Keenam. Jangan bicara pengabdian ketika berkaitan dengan point lima. Itu semua berujung pada kekuasaan dan uang. Mana ada kekuasaan besar menjadi anggota dewan, kalah sama fraksi dan pastinya partai politik. Tidak ada ruang gerak yang leluasa. Nah berkaitan dengan ini adalah ponit berikut.
Ketujuh, feodalisme masih demikian kuat. Penghormatan dan penghargaan orang masih menjadi sebuah kebanggaan. Bpati-walikota jelas menguasai satu kawasan. Semua orang akan mengenal dan sangat mungkin memujanya. Berbeda dengan anggota DPR RI misalnya. Meskipun memiliki cakupan lebih gede, toh belum tentu dikenal dan bisa memerintah,
Kedelapan, partai politik enggan kerja keras. Membangun citra partai dan kader berprestasi dan mempunyai rekam jejak banyak. Susah amat, yang gampang saja ada. Pola birokrasi yang gampang dipersulit, yang susah ditinggalkan. Ini salah satu penyakit dan tabiat yang sangat merugikan. Sayang malah menjadi sebuah gaya berpolitik yang begitu dominan.
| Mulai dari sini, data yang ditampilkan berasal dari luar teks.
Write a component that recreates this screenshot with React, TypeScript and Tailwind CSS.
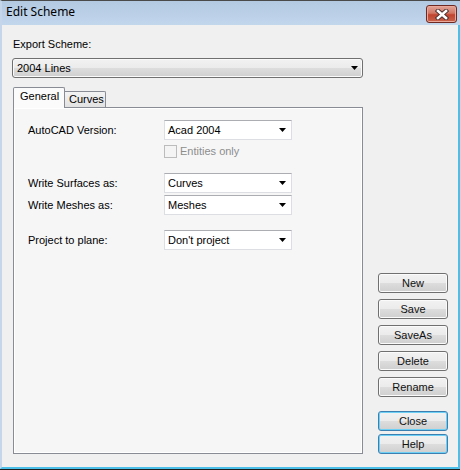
import React from "react";

const btnBg =
  "bg-[linear-gradient(to_bottom,#f2f2f2_0%,#ebebeb_50%,#dddddd_51%,#cfcfcf_100%)]";

const Arrow = () => (
  <svg width="7" height="4" viewBox="0 0 7 4" className="shrink-0">
    <polygon points="0,0 7,0 3.5,4" fill="#000" />
  </svg>
);

const Combo = ({ value }: { value: string }) => (
  <div className="flex items-center justify-between w-[128px] h-[20px] pl-[3px] pr-[5px] bg-white border border-[#dcdee4] border-t-[#abadb3]">
    <span className="leading-none">{value}</span>
    <Arrow />
  </div>
);

const Field = ({ label, value, className = "" }: { label: string; value: string; className?: string }) => (
  <div className={`flex items-center ${className}`}>
    <span className="w-[136px]">{label}</span>
    <Combo value={value} />
  </div>
);

const Button = ({ label, focused = false, className = "" }: { label: string; focused?: boolean; className?: string }) => (
  <button
    className={`w-[70px] h-[20px] rounded-[3px] border flex items-center justify-center leading-none font-normal text-[11px] text-[#111] ${btnBg} ${
      focused
        ? "border-[#3c7fb1] shadow-[inset_0_0_0_1px_#6fd0f5]"
        : "border-[#707070] shadow-[inset_0_0_0_1px_#fbfbfb]"
    } ${className}`}
  >
    {label}
  </button>
);

const TitleBar = () => (
  <div className="h-[25px] shrink-0 flex items-start justify-between border-t border-[#4a4a4a] border-l-2 border-l-[#c5d6ea] bg-[linear-gradient(to_bottom,#b3c9e2,#c2d6ec)]">
    <span className="pl-[4px] pt-[5px] text-[12px] leading-none font-['Noto_Sans',sans-serif] text-black">
      Edit Scheme
    </span>
    <div className="mt-[4px] mr-[3px] w-[31px] h-[18px] rounded-[3px] border border-[#6e2a22] flex items-center justify-center bg-[linear-gradient(to_bottom,#e1a497_0%,#d27765_45%,#c0442f_55%,#c9634c_100%)] shadow-[inset_0_0_0_1px_#eaa89a]">
      <svg width="14" height="11" viewBox="0 0 14 11">
        <path d="M3 2 L11 9 M11 2 L3 9" stroke="#4a3030" strokeWidth="4.4" strokeLinecap="square" />
        <path d="M3 2 L11 9 M11 2 L3 9" stroke="#ffffff" strokeWidth="2.6" strokeLinecap="square" />
      </svg>
    </div>
  </div>
);

export default function App() {
  return (
    <div className="w-[460px] h-[470px] flex flex-col overflow-hidden bg-[#f0f0f0] text-[11px] text-black font-['Liberation_Sans',Arial,sans-serif]">
      <TitleBar />
      <div className="flex-1 flex pl-[10px] pb-[13px] border-l-2 border-l-[#c5d6ea] border-r-2 border-r-[#4bbfe8] border-b-2 border-b-[#4bbfe8]">
        {/* left column */}
        <div className="w-[351px] flex flex-col pt-[12px]">
          <span className="pl-[1px] leading-[14px]">Export Scheme:</span>
          <div className={`mt-[7px] h-[20px] flex items-center justify-between pl-[4px] pr-[4px] rounded-[3px] border border-[#707070] ${btnBg} shadow-[inset_0_0_0_1px_#fafafa]`}>
            <span className="leading-none">2004 Lines</span>
            <Arrow />
          </div>

          {/* tabs */}
          <div className="mt-[9px] h-[20px] flex items-end pl-[1px]">
            <div className="relative z-10 w-[52px] h-[21px] -mb-px bg-[#fbfbfb] border border-b-0 border-[#898c95] rounded-t-[2px] pl-[6px] pt-[3px] leading-none">
              General
            </div>
            <div className="w-[41px] h-[16px] border border-l-0 border-b-0 border-[#898c95] rounded-tr-[2px] bg-[linear-gradient(to_bottom,#f3f3f3,#e2e2e2)] pl-[4px] pt-[2px] leading-none">
              Curves
            </div>
          </div>

          <div className="flex-1 ml-[1px] w-[350px] border border-[#898c95] bg-[#f6f6f7] shadow-[inset_0_0_0_1px_#ffffff] pt-[12px] pl-[14px]">
            <Field label="AutoCAD Version:" value="Acad 2004" />
            <div className="flex items-center mt-[5px] ml-[136px] text-[#8d8d8d]">
              <span className="w-[13px] h-[13px] border border-[#bcbcbc] bg-[#f4f4f4]" />
              <span className="ml-[3px] leading-none">Entities only</span>
            </div>
            <Field label="Write Surfaces as:" value="Curves" className="mt-[15px]" />
            <Field label="Write Meshes as:" value="Meshes" className="mt-[2px]" />
            <Field label="Project to plane:" value="Don't project" className="mt-[15px]" />
          </div>
        </div>

        {/* right column */}
        <div className="ml-[15px] flex flex-col justify-end gap-[6px]">
          <Button label="New" />
          <Button label="Save" />
          <Button label="SaveAs" />
          <Button label="Delete" />
          <Button label="Rename" />
          <Button label="Close" focused className="mt-[8px]" />
          <Button label="Help" focused className="-mt-[3px]" />
        </div>
      </div>
      <div className="h-px shrink-0 bg-[#1e1e1e]" />
    </div>
  );
}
Kesembilan. Ingatan massa yang masih dangkal dan pendek. Semata pemilihan saja ingatan. Jadi partai enggan kerja keras karena toh nantinya rakyat tidak akan ingat apa yang sudah susah payah dilakukan. Rekam jejak prestasi itu tidak lagi menjadi penting. Lihat dengan capaian Ahok atau  politisi lain yang berkinerja bagus. Rontok seketika dengan permainan kotor kecil sesaat.
Kesepuluh. Latar belakang Deny Indrayana jauh dari birokrasi. Seorang akademisi dan aktivis. Jauh lebih penting ilmunya untuk pendidikan generasi muda masa depan bangsa sejatinya. Gubernur belum tentu bisa ia emban dengan sangat baik.
Kesebelas. Benar ia putera daerah, apakah ia kenal dengan baik daerahnya? Atau malah jangan-jangan hanya numpang lahir? Melihat  data pribadinya sebagaimana kata Wikipedia, lebih banyak usianya di luar Kalimantan Selatan. Pekerjaan dosen di Jogyakarta, jelas studi di sini selain di luar negeri. Pemahaman soal Kalimantan Selatan apa memadai.
Keduabelas. Tokoh Gerindra mengatakan Kalimantan Selatan perlu pemimpin baru apalagi di tengah pandemi seperti ini. Sangat mendasar dan krusial. Kalimantan Selatann termasuk sangat tinggi. Apalagi mau membandingkan dengan jumlah penderita dan penduduk. Sangat mungkin nomor satu di Indonesia. Lagi-lagi, apakah kapasitas Deny mampu menjawab tantangan ini?
Berkaitan dengan ulasan di atas, cenderung Deny diajukan sebagai calon karena balas jasa Gerindra dan Prabowo yang sudah  mati-matian dibela di meja peradilan ketika mengajukan sengketa pilpres. Mau ngaco atau tidak, toh anggapan kubu mereka ini sebuah prestasi. Susah melihat Deny memiliki cukup kapasitas sebagai pimpinan daerah. Ingat bukan soal kemampuan sebagai aakademisi dan aktivis. Beda ulasan.
Miris sebenarnya, ketika orang sudah profesional di bidangnya, digoda masuk politik dan kalau berhasi sih bagus. Kalau gagal? Wong daerah kog dipimpin dengan coba-coba. Apa kalau tenar mesti pintar dan mampu memimpin?
Paradigma partai politik potong kompas dan instan masih terlalu kuat. Enggan dan abai proses berpolitik. Pokok menang dan kadang juga menggunakan segala cara asal dapat kursi dan menang. Kapan memberikan pembelajaran politik?